Христологические споры V в., как мы видели, вызвали окончательный разрыв между византийским христианским миром и прочими древними духовными семьями Востока: сирийской, египетской и армянской. Остались только греки и латиняне, сохраняя общую верность Халкидону и являя собою два важнейших культурных образа христианства внутри римского мира. Схизма, которая их разделила, не поддается отождествлению с каким–то отдельным событием, и даже нельзя назвать точной даты раскола. Политическое противоречие между Византией и Франкской империей, постепенно нараставшее отчуждение в мышлении и обычаях, расходящиеся все сильнее богословские и экклезиологические представления, – все это складывалось в единый процесс. Но несмотря на исторические обстоятельства, все сильнее отдалявшие половины христианского мира одну от другой, всегда существовали политические силы, работающие на единение: так, византийские императоры с XIII по XV в. последовательно стремились восстановить церковное общение с Римом и получить, таким образом, поддержку Запада в борьбе против турок.

По сути, ни сама схизма, ни провал попыток восстановления единства не могут быть объяснены исключительно общественно–политическими либо культурными факторами.
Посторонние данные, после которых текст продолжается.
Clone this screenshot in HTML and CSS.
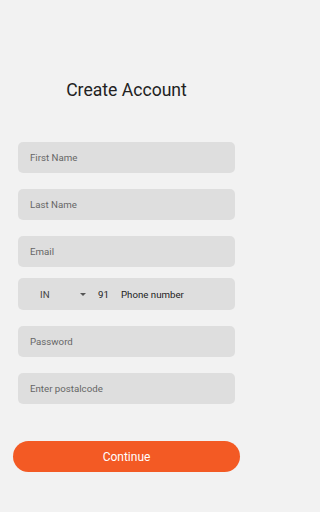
FILE: index.html
```html
<!DOCTYPE html>
<html>
<head>
<meta charset="utf-8">
<link rel="stylesheet" href="styles.css">
</head>
<body>
<div class="screen">
  <h1 class="title">Create Account</h1>
  <div class="form">
    <div class="field">First Name</div>
    <div class="field">Last Name</div>
    <div class="field">Email</div>
    <div class="field phone">
      <span class="country">IN</span>
      <span class="caret"></span>
      <span class="code">91</span>
      <span class="num">Phone number</span>
    </div>
    <div class="field">Password</div>
    <div class="field">Enter postalcode</div>
  </div>
  <div class="btn">Continue</div>
</div>
</body>
</html>
```
FILE: styles.css
```css
html, body {
  margin: 0;
  padding: 0;
  background: #f2f2f2;
}
.screen {
  width: 253px;
  height: 512px;
  font-family: Roboto, "Liberation Sans", sans-serif;
  display: flex;
  flex-direction: column;
}
.title {
  margin: 79px 0 0;
  font-size: 17.6px;
  font-weight: 400;
  line-height: 22px;
  text-align: center;
  color: #222;
}
.form {
  margin: 41px 18px 0 18px;
  display: flex;
  flex-direction: column;
  gap: 16px;
}
.field {
  height: 31px;
  background: #dedede;
  border-radius: 5px;
  display: flex;
  align-items: center;
  padding-left: 12px;
  font-size: 9.7px;
  color: #666;
}
.field.phone {
  height: 32px;
  margin-top: -5px;
  padding-left: 22px;
  color: #222;
}
.country {
  width: 40px;
  color: #444;
}
.caret {
  width: 0;
  height: 0;
  border-left: 3px solid transparent;
  border-right: 3px solid transparent;
  border-top: 3px solid #555;
  margin-right: 12px;
}
.code {
  width: 23px;
}
.btn {
  margin: 37px 13px 0 13px;
  height: 31px;
  border-radius: 16px;
  background: #f35a24;
  color: #fff;
  font-size: 12px;
  display: flex;
  align-items: center;
  justify-content: center;
}
```
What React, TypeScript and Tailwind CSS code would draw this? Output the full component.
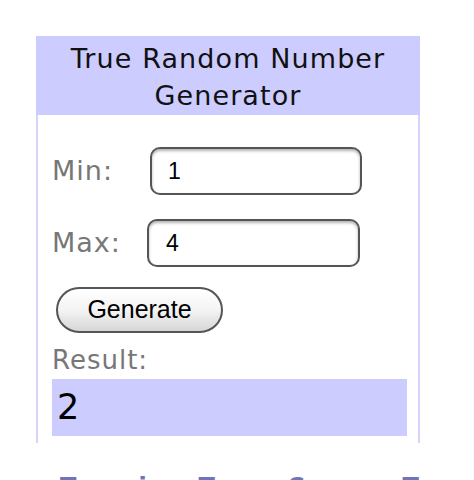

Трудности, созданные историей, могли бы быть разрешены, существуй общий экклезиологический критерий для выяснения и решения богословских, канонических или литургических вопросов, разделявших Восток с Западом. Однако развитие в Средневековье примата Рима как последней инстанции в доктринальных материях слишком уж очевидно контрастировало с пониманием Церкви, преобладавшим на Востоке. Таким образом, действительно не могло быть согласия ни в самих вопросах, ни в методике их решения. И все проблемы должны были оставаться неразрешимыми до тех пор, пока существовало расхождение в понимании авторитетности в Церкви.